Along with the usual parameters used in understanding a sketch, this paper reviews other information that can be used to unique identify a sketcher. This paper investigates how the physical mechanics of a pen alone including pressure, tilt and speed can be used to unique identify a user. Some of the major use cases for such a system include forensics, identify personal traits to build trends for education, and also for collaboration on online whiteboards.

Discussion:

The data is collected in Cintiq, which provides values for tilt and pressure. This application records the following information about the users strokes, the coordinates, at what time the pen was in contact with the surface, at what angle and using how much pressure.

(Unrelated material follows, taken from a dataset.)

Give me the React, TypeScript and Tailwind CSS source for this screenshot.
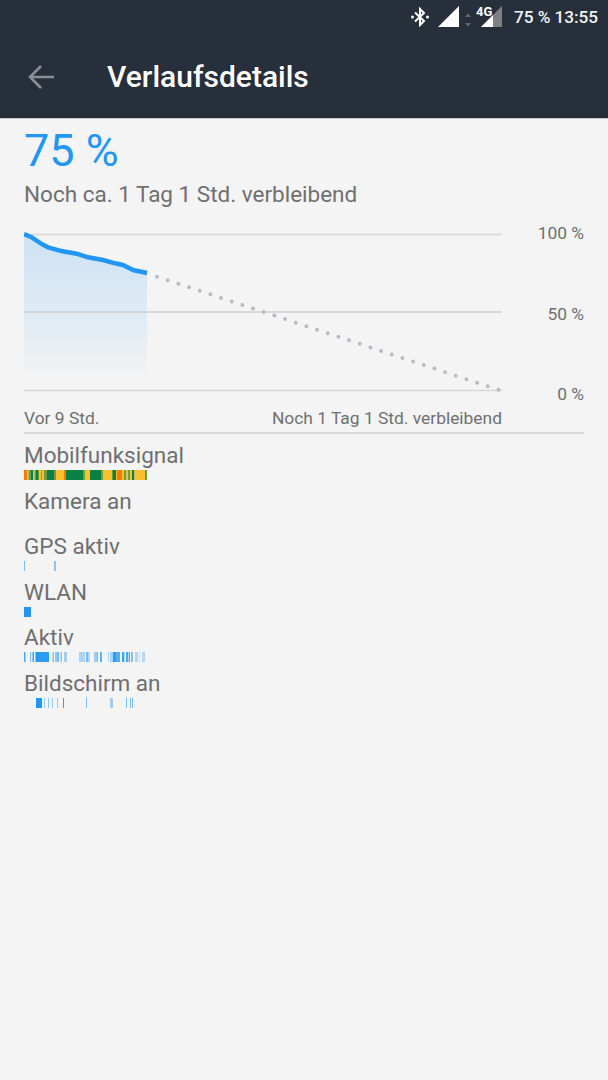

2 experiments were performed:

Exp1:To determine how consistent a user is in the drawing.

Exp2: To determine if we can build a classifier to find the creator of a sketch

Reading 24 : SketchRead

Citation:

Alvarado, Christine, and Randall Davis. "SketchREAD: a multi-domain sketch recognition engine." Proceedings of the 17th annual ACM symposium on User interface software and technology. ACM, 2004.

Publication Link

Summary:

The aim of this system is to create a universal system that can be used to recognize sketches across multiple domains. A major constraint is such systems is the trade off between accurate recognition and freedom of drawing style.

Discussion:
Most previous systems make use of assumptions or limitations on the drawing style to improve recognition which in turn interferes with the user's liberty of design. Some of the challenges the author discusses are incremental nature of sketching ,messiness and segmentation of strokes into shapes.

Reading 23 : Tutorial on HMMs

Citation:

Rabiner, Lawrence R. "A tutorial on hidden Markov models and selected applications in speech recognition." Proceedings of the IEEE 77.2 (1989): 257-286.

Publication Link

Summary:

This paper is a landmark article on Hidden Markov Models, and is cited by most scientists who use HMMs, and it presents a comprehensive review on HMMs an their applications. The core aspects include the construction of a basic Marov model, additional parameters required to construct a Hidden Markov Model, along with forward and backward chaining algorithms. The paper also deals with the three main problems that are solved using HMMs.

Discussion:
The paper begin with explaining probability primitives and basic Markov models. It then discusses the characterization of the basic parameters required to build a HMM, i..e No. of states, No. of observation, apriori probability, transitional probability and emission probability.

The 3 main uses of the HMM are :

1. Given an observation sequence and a model, what is the probability of that observation sequence? (likelihood of those events occurring)

2. Given a set of observations and a model, what is the most likely sequence of states under which the observations hold?

3. How can the model parameters be adjusted to increase likelihood of a desired observation.

The paper the delves into the application of the Viterbi algorithm for forward and backward chaining. The math details are avoided in this post.

Reading 22 : HMM-based efficient sketch recognition

Citation:

Sezgin, Tevfik Metin, and Randall Davis. "HMM-based efficient sketch recognition." Proceedings of the 10th international conference on Intelligent user interfaces. ACM, 2005.

Publication Link

Summary:

This paper deals with the application of HMMs to sketch recognition, that is treating sketches a series of incremental states built upon every stage of interaction. The goal is to capture variations in drawing style for various figures, and break these down into a sequence of observations that can be used to build a probabilistic model.

Discussion:

The core details of HMMs are discussed in the next paper.

This paper primarily deals with the two phases of recognition using a HMM:

(1) Encoding: In this stage, strokes are converted to geometric primitives.

(2)Segmentation and Recogntion: We need to have identified object classes apriori, and constructed HMMs for them. Individual object recognition is done using forward chaining. To recognize in an overall scene,we end up with an optimization of problem of assigning models to subsequences such that there is maximum likelihood of some scene.